The main part of the letter is concerned with Wordsworth's arrangement of his poems, which Crabb Robinson says that he agrees with Lamb in disliking. He then says: 'It is a sort of intellectual suicide in your brother not to have continued his admirable series of poems "dedicated to liberty," he might add, "and public virtue." I assure you it gives me real pain when I think that some future commentator may possibly hereafter write, "This great poet survived to the fifth decenary of the nineteenth century, but he appears to have dyed in the year 1814 as far as life consisted in an active sympathy with the temporary welfare of his fellow-creatures...."

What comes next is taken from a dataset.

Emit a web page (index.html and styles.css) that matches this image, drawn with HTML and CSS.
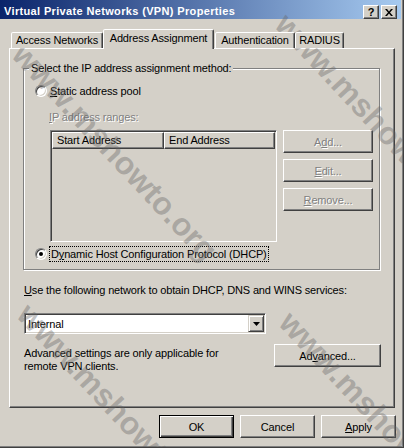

[More follows, and then] 'I had no intention, I assure you, to make so long a parenthesis or indeed to advert to such a subject. And I wish you not to read any part of this letter which might be thought impertinent.... In favor of my affectionate attachment to your brother's fame, do forgive me this digression, and, as I said above, keep it to yourself.'

[At the end he says] 'My best remembrances to Mr. W. And recollect again that you are not to read all this letter to any one if it will offend, and you are yourself to forgive it as coming from one who is affly your friend,

H. C. R.'

On April 6, Wordsworth answers the letter from Rydal Mount, saying: 'My sister had taken flight for Herefordshire when your letter, for such we guessed it to be, arrived—it was broken open—(pray forgive the offense) and your charges of concealment and reserve frustrated. We are all, at all times, so glad to hear from you that we could not resist the temptation to purchase the pleasure at the expense of the peccadillo, for which we beg pardon with united voices. You are kind enough to mention my poems.'

[All the rest of the letter is taken up with them, and it ends, with no mention of Blake] 'I can write no more. T. Clarkson is going. Your supposed Biography entertained me much. I could give you the other side. Farewell.'

[There is no signature.]


[1]'And as I am requested to copy what he has written for the purpose' crossed out.

[2]The MS. is here torn.


[(3) FROM CRABB ROBINSON'S REMINISCENCES]

1810

I was amusing myself this spring by writing an account of the insane poet, painter, and engraver, Blake. Perthes of Hamburg had written to me asking me to send him an article for a new German magazine, entitled Vaterländische Annalen, which he was about to set up, and Dr. Malkin having in his Memoirs of his son given an account of this extraordinary genius with specimens of his poems, I resolved out of these to compile a paper. And this I did,[1] and the paper was translated by Dr. Julius, who, many years afterwards, introduced himself to me as my translator. It appears in the single number of the second volume of the Vaterländische Annalen. For it was at this time that Buonaparte united Hamburg to the French Empire, on which Perthes manfully gave up the magazine, saying, as he had no longer a Vaterland, there could be no Vaterländische Annalen. But before I drew up the paper, I went to see a gallery of Blake's paintings, which were exhibited by his brother, a hosier in Carnaby Market. The entrance was 2s. 6d., catalogue included. I was deeply interested by the catalogue as well as the pictures. I took 4—telling the brother I hoped he would let me come in again. He said, 'Oh! as often as you please.' I dare say such a thing had never happened before or did afterwards. I afterwards became acquainted with Blake, and will postpone till hereafter what I have to say of this extraordinary character, whose life has since been written very inadequately by Allan Cunningham in his Lives of the English Artists.

[At the side is written]—N. B. What I have written about Blake will appear at the end of the year 1825.